Ausgedrückt werde, dass man eine stärkere Bindung des Gesetzgebers an den Sozialbereich wünsche. Das sei für den einzelnen zwar nicht einklagbar, man enge dadurch aber den Spielraum des Gesetzgebers ein. Der VfGH hätte dann zu prüfen, ob der einfache Gesetzgeber diesem Verfassungsgrundsatz gerecht wird oder nicht.

Die Umsetzung dieses Volksbegehrens bedarf ja, da es sich um eine Verfassungsbestimmung handelt, einer Zwei-Drittel-Mehrheit im Nationalrat.

"Dass die Regierung dieses Gesetz gemeinsam mit der SPÖ beschließen wird, halte ich für nicht realistisch", schätzt Mayer die Chancen auf Verankerung des Sozialstaates in der Verfassung für sehr gering ein. Man dürfe aber die politische Wirkung nicht übersehen. Eine große Unterstützung könnte von der Regierung durchaus als Zeichen verstanden werden, bei der Sozialgesetzgebung mehr Zurückhaltung zu üben. "Es liegt somit eine gewisse Sprengkraft in diesem Volksbegehren."

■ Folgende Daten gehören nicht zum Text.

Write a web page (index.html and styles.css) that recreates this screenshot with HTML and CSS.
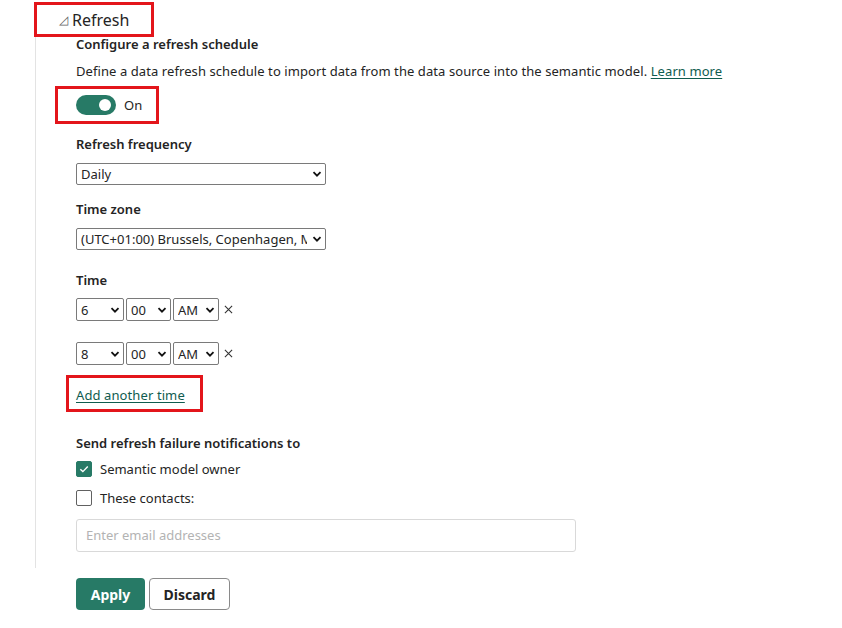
FILE: index.html
```html
<!DOCTYPE html>
<html lang="en">
<head>
<meta charset="utf-8">
<title>Refresh</title>
<link rel="stylesheet" href="styles.css">
</head>
<body>
<div class="header mark"><span class="caret">◿</span><span class="header-text">Refresh</span></div>
<div class="content">
  <div class="title">Configure a refresh schedule</div>
  <div class="desc">Define a data refresh schedule to import data from the data source into the semantic model. <a href="#" class="link">Learn more</a></div>
  <div class="toggle-wrap mark">
    <span class="toggle"><span class="knob"></span></span>
    <span class="toggle-label">On</span>
  </div>

  <div class="label lbl-freq">Refresh frequency</div>
  <div class="select sel-wide sel-gap">
    <select><option>Daily</option></select>
    <svg class="chev" viewBox="0 0 10 10"><path d="M1.5 3.2 L5 6.7 L8.5 3.2" /></svg>
  </div>

  <div class="label lbl-tz">Time zone</div>
  <div class="select sel-wide sel-gap">
    <select><option>(UTC+01:00) Brussels, Copenhagen, Madrid, Paris</option></select>
    <svg class="chev" viewBox="0 0 10 10"><path d="M1.5 3.2 L5 6.7 L8.5 3.2" /></svg>
  </div>

  <div class="label lbl-time">Time</div>
  <div class="time-row row1">
    <div class="select sel-h"><select><option>6</option></select><svg class="chev" viewBox="0 0 10 10"><path d="M1.5 3.2 L5 6.7 L8.5 3.2" /></svg></div>
    <div class="select sel-m"><select><option>00</option></select><svg class="chev" viewBox="0 0 10 10"><path d="M1.5 3.2 L5 6.7 L8.5 3.2" /></svg></div>
    <div class="select sel-ap"><select><option>AM</option></select><svg class="chev" viewBox="0 0 10 10"><path d="M1.5 3.2 L5 6.7 L8.5 3.2" /></svg></div>
    <svg class="x" viewBox="0 0 10 10"><path d="M1 1 L9 9 M9 1 L1 9" /></svg>
  </div>
  <div class="time-row row2">
    <div class="select sel-h"><select><option>8</option></select><svg class="chev" viewBox="0 0 10 10"><path d="M1.5 3.2 L5 6.7 L8.5 3.2" /></svg></div>
    <div class="select sel-m"><select><option>00</option></select><svg class="chev" viewBox="0 0 10 10"><path d="M1.5 3.2 L5 6.7 L8.5 3.2" /></svg></div>
    <div class="select sel-ap"><select><option>AM</option></select><svg class="chev" viewBox="0 0 10 10"><path d="M1.5 3.2 L5 6.7 L8.5 3.2" /></svg></div>
    <svg class="x" viewBox="0 0 10 10"><path d="M1 1 L9 9 M9 1 L1 9" /></svg>
  </div>

  <div class="add-wrap mark"><a href="#" class="link">Add another time</a></div>

  <div class="label lbl-send">Send refresh failure notifications to</div>
  <label class="check-row cr1"><span class="cb checked"><svg viewBox="0 0 16 16"><path d="M3.8 8.2 L6.7 11 L12.3 5.2" /></svg></span><span>Semantic model owner</span></label>
  <label class="check-row cr2"><span class="cb"></span><span>These contacts:</span></label>
  <div class="email">Enter email addresses</div>
</div>
<div class="buttons">
  <button class="btn primary">Apply</button>
  <button class="btn secondary">Discard</button>
</div>
</body>
</html>
```

FILE: styles.css
```css
html, body {
  margin: 0;
  padding: 0;
  background: #ffffff;
}
body {
  font-family: "Segoe UI", "Noto Sans", "Open Sans", sans-serif;
  font-size: 13px;
  color: #242424;
  width: 842px;
  height: 628px;
  overflow: hidden;
}
.mark {
  border: 3px solid #e3151b;
  box-sizing: border-box;
}
.header {
  margin: 2px 0 0 34px;
  width: 120px;
  height: 35px;
  display: flex;
  align-items: center;
  padding-left: 22px;
}
.caret {
  font-size: 12px;
  line-height: 12px;
  color: #616161;
  margin-right: 4px;
  margin-top: 1px;
}
.header-text {
  font-size: 16px;
  color: #242424;
}
.content {
  margin-left: 35px;
  border-left: 1px solid #e3e3e3;
  padding-left: 40px;
  height: 531px;
  box-sizing: border-box;
}
.title {
  font-weight: 600;
  line-height: 14px;
  height: 14px;
}
.desc {
  margin-top: 11px;
  line-height: 18px;
  letter-spacing: 0.08px;
}
.link {
  color: #0f5c4f;
  text-decoration: underline;
  text-underline-offset: 2px;
}
.toggle-wrap {
  display: inline-flex;
  align-items: center;
  margin: 6px 0 0 -21px;
  height: 38px;
  padding: 0 14px 0 18px;
}
.toggle {
  width: 40px;
  height: 20px;
  border-radius: 10px;
  background: #277a66;
  display: flex;
  align-items: center;
  justify-content: flex-end;
  padding-right: 5px;
  box-sizing: border-box;
}
.knob {
  width: 12px;
  height: 12px;
  border-radius: 50%;
  background: #ffffff;
}
.toggle-label {
  margin-left: 8px;
  line-height: 18px;
}
.label {
  font-weight: 600;
  line-height: 18px;
}
.lbl-freq { margin-top: 11px; }
.lbl-tz { margin-top: 15px; }
.lbl-time { margin-top: 21px; }
.lbl-send { margin-top: 22px; }
.select {
  position: relative;
  height: 22px;
  border: 1px solid #7a7a7a;
  border-radius: 2px;
  box-sizing: border-box;
  background: #fff;
}
.select select {
  appearance: none;
  -webkit-appearance: none;
  border: none;
  outline: none;
  background: transparent;
  width: 100%;
  height: 100%;
  font: inherit;
  font-size: 13px;
  color: #242424;
  padding: 0 18px 0 4px;
  margin: 0;
  overflow: hidden;
  text-overflow: clip;
  white-space: nowrap;
}
.chev {
  position: absolute;
  right: 3px;
  top: 50%;
  width: 10px;
  height: 10px;
  margin-top: -5px;
  background: #fff;
  pointer-events: none;
}
.chev path {
  fill: none;
  stroke: #111;
  stroke-width: 1.8;
}
.sel-wide { width: 250px; }
.sel-gap { margin-top: 10px; }
.time-row {
  display: flex;
  align-items: center;
  gap: 2px;
}
.time-row .select { height: 23px; }
.row1 { margin-top: 9px; }
.row2 { margin-top: 21px; }
.sel-h { width: 48px; }
.sel-m { width: 45px; }
.sel-ap { width: 46px; }
.x {
  width: 9px;
  height: 9px;
  margin-left: 3px;
}
.x path {
  stroke: #333;
  stroke-width: 1.2;
  fill: none;
}
.add-wrap {
  display: inline-flex;
  align-items: center;
  margin: 10px 0 0 -10px;
  height: 37px;
  padding: 3px 15px 0 7px;
}
.add-wrap .link {
  letter-spacing: 0.1px;
}
.check-row {
  display: flex;
  align-items: center;
  height: 18px;
  line-height: 18px;
}
.cr1 { margin-top: 8px; }
.cr2 { margin-top: 11px; }
.cb {
  width: 16px;
  height: 16px;
  border: 1px solid #616161;
  border-radius: 2px;
  box-sizing: border-box;
  margin-right: 8px;
  display: flex;
}
.cb.checked {
  background: #277a66;
  border-color: #277a66;
}
.cb svg {
  width: 14px;
  height: 14px;
}
.cb path {
  fill: none;
  stroke: #fff;
  stroke-width: 1.6;
}
.email {
  margin-top: 12px;
  width: 500px;
  height: 33px;
  border: 1px solid #d9d9d9;
  border-radius: 3px;
  box-sizing: border-box;
  padding-left: 9px;
  line-height: 31px;
  color: #b3b3b3;
}
.buttons {
  display: flex;
  gap: 4px;
  margin: 10px 0 0 76px;
}
.btn {
  height: 32px;
  border-radius: 4px;
  font-family: inherit;
  font-size: 14px;
  font-weight: 700;
  box-sizing: border-box;
  padding: 0;
}
.primary {
  width: 69px;
  background: #277a66;
  color: #fff;
  border: none;
}
.secondary {
  width: 81px;
  background: #fff;
  color: #242424;
  border: 1px solid #8a8a8a;
}
```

Im übrigen muss ja über den Inhalt eines Volksbegehrens, das 100.000 Unterschriften erreicht, im Nationalrat eine Debatte abgehalten werden. Auch die Kampagne selbst erlaubt bereits, auf die parlamentarische Politik Druck auszuüben. Ein Beispiel dafür ist etwa das Frauenvolksbegehren, das im Jahr 1997 644.000 Menschen unterzeichnet haben.